• [INSTRUCTIONS FOR THE TASK]:
How many lines of these records hold the string "React"? Reply with the number alone.

• [DATASET ROWS]:
-- begin --

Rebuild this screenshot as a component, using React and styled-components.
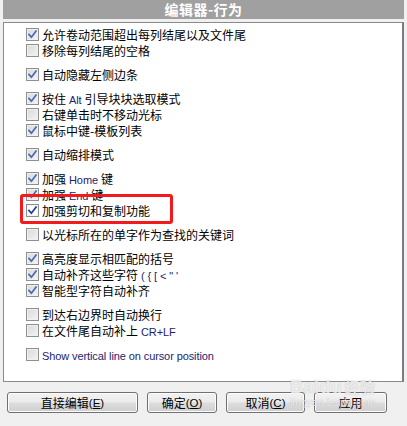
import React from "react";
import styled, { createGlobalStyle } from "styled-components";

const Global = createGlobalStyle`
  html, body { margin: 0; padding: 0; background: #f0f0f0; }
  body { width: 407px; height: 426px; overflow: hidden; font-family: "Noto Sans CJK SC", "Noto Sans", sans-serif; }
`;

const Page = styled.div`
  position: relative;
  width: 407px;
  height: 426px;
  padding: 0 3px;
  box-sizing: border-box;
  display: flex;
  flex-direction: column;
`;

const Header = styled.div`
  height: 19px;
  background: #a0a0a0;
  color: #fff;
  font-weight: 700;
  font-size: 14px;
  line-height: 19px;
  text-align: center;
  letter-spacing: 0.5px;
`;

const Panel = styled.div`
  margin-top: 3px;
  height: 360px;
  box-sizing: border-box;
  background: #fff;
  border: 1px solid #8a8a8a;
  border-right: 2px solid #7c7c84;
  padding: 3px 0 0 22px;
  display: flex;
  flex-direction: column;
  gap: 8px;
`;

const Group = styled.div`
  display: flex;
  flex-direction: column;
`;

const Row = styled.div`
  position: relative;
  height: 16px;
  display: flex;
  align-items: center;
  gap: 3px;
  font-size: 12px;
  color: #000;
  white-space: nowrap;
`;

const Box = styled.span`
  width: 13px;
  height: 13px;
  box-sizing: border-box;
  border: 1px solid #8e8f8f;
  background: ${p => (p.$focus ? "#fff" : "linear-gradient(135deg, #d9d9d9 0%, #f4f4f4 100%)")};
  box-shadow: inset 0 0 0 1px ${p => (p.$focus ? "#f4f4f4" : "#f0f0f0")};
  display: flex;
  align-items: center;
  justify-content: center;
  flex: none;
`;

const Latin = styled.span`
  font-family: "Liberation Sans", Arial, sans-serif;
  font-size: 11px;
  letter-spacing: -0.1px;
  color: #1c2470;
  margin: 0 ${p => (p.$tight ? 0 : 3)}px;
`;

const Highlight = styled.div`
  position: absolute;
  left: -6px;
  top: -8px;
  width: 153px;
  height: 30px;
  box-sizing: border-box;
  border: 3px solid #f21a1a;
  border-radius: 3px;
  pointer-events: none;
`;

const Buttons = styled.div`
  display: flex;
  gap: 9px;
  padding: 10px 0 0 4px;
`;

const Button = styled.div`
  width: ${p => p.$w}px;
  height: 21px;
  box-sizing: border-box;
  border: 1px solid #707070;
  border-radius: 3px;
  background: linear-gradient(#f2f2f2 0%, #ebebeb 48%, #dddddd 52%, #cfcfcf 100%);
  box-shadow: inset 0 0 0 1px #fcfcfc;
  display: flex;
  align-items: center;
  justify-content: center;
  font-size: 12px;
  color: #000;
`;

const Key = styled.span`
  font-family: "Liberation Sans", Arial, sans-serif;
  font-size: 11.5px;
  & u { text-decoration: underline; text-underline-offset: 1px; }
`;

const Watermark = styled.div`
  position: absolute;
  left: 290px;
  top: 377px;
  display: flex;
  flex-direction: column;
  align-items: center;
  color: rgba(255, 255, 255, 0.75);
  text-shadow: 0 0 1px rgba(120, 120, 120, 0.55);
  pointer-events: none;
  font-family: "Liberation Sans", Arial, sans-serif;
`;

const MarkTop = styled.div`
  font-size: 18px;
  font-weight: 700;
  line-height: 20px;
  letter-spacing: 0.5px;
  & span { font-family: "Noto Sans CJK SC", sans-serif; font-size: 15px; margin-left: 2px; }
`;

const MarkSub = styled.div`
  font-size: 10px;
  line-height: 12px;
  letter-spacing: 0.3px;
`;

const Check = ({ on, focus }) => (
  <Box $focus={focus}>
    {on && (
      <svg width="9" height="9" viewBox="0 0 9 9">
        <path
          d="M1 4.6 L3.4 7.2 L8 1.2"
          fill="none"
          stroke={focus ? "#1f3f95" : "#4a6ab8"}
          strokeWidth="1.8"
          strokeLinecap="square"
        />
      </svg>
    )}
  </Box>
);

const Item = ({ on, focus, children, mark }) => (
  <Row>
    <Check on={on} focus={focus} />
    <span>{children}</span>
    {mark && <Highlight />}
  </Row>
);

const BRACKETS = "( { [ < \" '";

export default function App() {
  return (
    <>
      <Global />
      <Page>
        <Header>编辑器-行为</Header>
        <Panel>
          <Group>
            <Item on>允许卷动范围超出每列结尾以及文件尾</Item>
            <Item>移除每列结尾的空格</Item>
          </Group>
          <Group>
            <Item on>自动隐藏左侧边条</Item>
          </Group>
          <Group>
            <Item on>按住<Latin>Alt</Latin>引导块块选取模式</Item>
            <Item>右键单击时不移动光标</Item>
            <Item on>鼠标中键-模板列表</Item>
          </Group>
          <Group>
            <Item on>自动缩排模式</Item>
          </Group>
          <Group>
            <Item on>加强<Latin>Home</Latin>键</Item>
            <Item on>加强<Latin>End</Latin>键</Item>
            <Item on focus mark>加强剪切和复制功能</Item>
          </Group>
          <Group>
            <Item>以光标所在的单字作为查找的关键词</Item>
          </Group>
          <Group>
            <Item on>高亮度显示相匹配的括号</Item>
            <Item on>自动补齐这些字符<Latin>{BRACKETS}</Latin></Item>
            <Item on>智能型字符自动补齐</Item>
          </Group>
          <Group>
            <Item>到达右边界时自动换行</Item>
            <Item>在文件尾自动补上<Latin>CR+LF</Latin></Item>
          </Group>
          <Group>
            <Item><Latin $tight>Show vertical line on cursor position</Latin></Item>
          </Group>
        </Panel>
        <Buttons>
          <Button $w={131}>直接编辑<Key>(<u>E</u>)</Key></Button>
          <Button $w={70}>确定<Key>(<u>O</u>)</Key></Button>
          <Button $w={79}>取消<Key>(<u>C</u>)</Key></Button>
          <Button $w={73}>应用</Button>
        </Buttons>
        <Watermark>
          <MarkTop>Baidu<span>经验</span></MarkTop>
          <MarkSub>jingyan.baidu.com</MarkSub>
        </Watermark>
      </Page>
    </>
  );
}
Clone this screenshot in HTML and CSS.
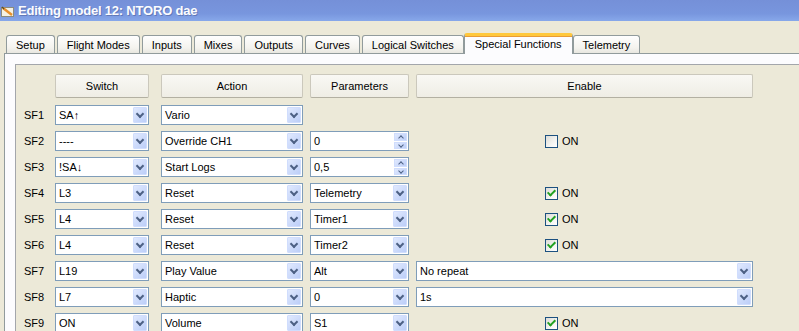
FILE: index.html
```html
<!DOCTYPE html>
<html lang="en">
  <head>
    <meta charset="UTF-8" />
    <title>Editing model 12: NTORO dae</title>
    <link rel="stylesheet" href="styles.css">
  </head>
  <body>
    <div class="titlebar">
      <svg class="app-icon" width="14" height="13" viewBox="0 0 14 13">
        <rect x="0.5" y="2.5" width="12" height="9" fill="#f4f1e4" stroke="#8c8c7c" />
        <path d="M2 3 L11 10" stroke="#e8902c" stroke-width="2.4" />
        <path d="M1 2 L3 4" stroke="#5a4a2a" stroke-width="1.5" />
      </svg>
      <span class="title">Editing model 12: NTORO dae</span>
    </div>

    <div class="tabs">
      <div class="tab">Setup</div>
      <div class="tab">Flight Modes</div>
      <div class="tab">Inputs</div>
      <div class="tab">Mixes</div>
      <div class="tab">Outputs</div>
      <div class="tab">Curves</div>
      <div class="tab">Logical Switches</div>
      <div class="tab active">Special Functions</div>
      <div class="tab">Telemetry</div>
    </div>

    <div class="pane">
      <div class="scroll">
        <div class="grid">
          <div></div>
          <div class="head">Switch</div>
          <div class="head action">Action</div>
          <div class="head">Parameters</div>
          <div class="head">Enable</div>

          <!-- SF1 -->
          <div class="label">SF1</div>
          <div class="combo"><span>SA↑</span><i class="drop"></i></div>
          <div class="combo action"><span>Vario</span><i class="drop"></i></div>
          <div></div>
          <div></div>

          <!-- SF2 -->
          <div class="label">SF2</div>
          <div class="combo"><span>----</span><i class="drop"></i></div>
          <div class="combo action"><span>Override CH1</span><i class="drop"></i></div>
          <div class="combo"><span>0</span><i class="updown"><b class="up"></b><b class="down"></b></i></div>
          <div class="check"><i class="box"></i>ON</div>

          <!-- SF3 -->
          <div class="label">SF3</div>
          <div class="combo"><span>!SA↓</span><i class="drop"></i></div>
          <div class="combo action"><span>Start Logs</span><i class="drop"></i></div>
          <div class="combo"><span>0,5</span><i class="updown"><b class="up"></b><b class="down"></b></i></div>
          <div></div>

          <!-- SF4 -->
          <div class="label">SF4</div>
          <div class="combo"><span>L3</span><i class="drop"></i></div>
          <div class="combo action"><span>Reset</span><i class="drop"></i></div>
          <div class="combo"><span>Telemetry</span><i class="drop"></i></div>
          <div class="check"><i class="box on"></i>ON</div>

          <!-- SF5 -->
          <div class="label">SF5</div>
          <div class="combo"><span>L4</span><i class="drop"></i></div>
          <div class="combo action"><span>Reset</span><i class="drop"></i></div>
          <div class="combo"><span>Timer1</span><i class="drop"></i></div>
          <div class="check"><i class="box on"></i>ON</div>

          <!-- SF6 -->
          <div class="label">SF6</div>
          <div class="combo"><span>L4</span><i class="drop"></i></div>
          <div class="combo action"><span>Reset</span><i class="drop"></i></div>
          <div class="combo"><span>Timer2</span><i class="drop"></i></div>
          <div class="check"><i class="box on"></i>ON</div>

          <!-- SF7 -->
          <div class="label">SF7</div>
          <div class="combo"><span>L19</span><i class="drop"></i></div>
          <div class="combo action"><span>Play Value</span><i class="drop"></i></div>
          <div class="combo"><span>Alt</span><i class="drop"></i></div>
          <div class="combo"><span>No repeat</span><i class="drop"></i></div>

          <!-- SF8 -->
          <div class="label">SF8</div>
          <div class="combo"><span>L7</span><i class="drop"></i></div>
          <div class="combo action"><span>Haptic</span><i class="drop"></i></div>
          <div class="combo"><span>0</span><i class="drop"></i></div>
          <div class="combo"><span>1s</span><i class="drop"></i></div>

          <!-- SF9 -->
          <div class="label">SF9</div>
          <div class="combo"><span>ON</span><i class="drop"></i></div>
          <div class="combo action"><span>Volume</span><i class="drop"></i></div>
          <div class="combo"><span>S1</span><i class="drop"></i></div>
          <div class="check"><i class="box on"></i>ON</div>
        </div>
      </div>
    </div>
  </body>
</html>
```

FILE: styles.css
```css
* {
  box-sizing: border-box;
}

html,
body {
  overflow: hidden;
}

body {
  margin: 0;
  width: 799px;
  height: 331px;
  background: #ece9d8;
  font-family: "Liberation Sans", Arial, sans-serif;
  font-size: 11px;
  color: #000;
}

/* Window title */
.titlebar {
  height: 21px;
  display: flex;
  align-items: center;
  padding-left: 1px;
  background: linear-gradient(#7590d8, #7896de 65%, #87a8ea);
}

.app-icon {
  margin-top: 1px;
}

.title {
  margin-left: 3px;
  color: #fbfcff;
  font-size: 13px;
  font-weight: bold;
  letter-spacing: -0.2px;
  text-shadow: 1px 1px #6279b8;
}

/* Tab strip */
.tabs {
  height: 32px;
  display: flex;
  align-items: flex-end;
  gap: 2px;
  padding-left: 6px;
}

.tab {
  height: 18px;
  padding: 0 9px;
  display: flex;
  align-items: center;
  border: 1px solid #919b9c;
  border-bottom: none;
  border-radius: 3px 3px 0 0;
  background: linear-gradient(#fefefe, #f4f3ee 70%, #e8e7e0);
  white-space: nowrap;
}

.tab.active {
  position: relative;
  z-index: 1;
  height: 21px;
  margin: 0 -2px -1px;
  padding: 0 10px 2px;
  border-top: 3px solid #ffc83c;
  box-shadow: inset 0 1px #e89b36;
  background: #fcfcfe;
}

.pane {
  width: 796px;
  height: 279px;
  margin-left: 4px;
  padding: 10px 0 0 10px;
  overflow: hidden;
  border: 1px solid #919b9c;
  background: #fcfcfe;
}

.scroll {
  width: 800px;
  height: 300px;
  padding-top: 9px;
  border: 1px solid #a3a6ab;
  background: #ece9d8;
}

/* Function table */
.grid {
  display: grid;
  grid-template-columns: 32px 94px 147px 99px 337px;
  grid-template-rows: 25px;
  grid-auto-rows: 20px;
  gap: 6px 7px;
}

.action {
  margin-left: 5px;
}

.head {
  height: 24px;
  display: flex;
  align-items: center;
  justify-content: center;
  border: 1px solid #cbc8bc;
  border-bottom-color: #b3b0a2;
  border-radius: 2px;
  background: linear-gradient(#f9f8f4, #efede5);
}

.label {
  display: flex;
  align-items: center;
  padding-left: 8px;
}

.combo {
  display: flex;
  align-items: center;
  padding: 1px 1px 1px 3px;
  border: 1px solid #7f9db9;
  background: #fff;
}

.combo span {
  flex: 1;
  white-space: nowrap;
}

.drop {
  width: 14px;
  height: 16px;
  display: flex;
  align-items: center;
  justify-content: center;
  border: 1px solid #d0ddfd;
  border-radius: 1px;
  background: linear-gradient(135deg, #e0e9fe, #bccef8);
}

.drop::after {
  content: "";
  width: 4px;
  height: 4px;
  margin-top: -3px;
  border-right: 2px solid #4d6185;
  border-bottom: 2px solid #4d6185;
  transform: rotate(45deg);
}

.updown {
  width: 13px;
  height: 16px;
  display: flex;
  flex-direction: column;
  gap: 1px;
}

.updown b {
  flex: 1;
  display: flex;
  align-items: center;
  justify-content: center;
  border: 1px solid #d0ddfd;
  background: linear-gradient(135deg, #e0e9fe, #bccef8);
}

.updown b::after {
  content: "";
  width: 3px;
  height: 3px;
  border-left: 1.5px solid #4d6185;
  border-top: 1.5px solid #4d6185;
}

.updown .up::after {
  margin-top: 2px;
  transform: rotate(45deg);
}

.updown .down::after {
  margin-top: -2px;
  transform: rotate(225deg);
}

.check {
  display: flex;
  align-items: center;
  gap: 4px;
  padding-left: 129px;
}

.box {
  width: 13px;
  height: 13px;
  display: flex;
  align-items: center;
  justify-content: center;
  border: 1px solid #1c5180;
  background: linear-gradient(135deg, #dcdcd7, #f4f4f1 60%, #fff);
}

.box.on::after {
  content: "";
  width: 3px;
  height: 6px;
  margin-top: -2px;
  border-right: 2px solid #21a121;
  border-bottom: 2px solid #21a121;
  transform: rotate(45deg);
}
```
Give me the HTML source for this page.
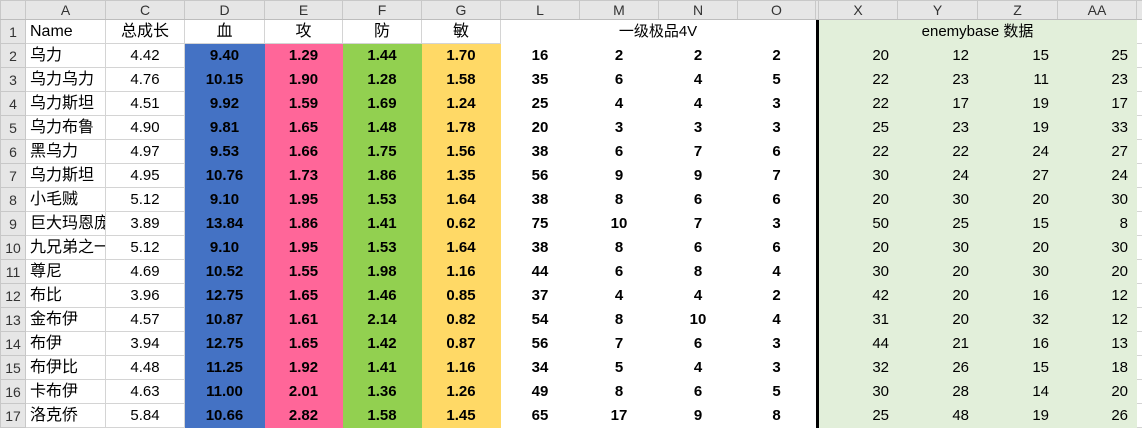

-- end --

• [FINAL RESULT]:
2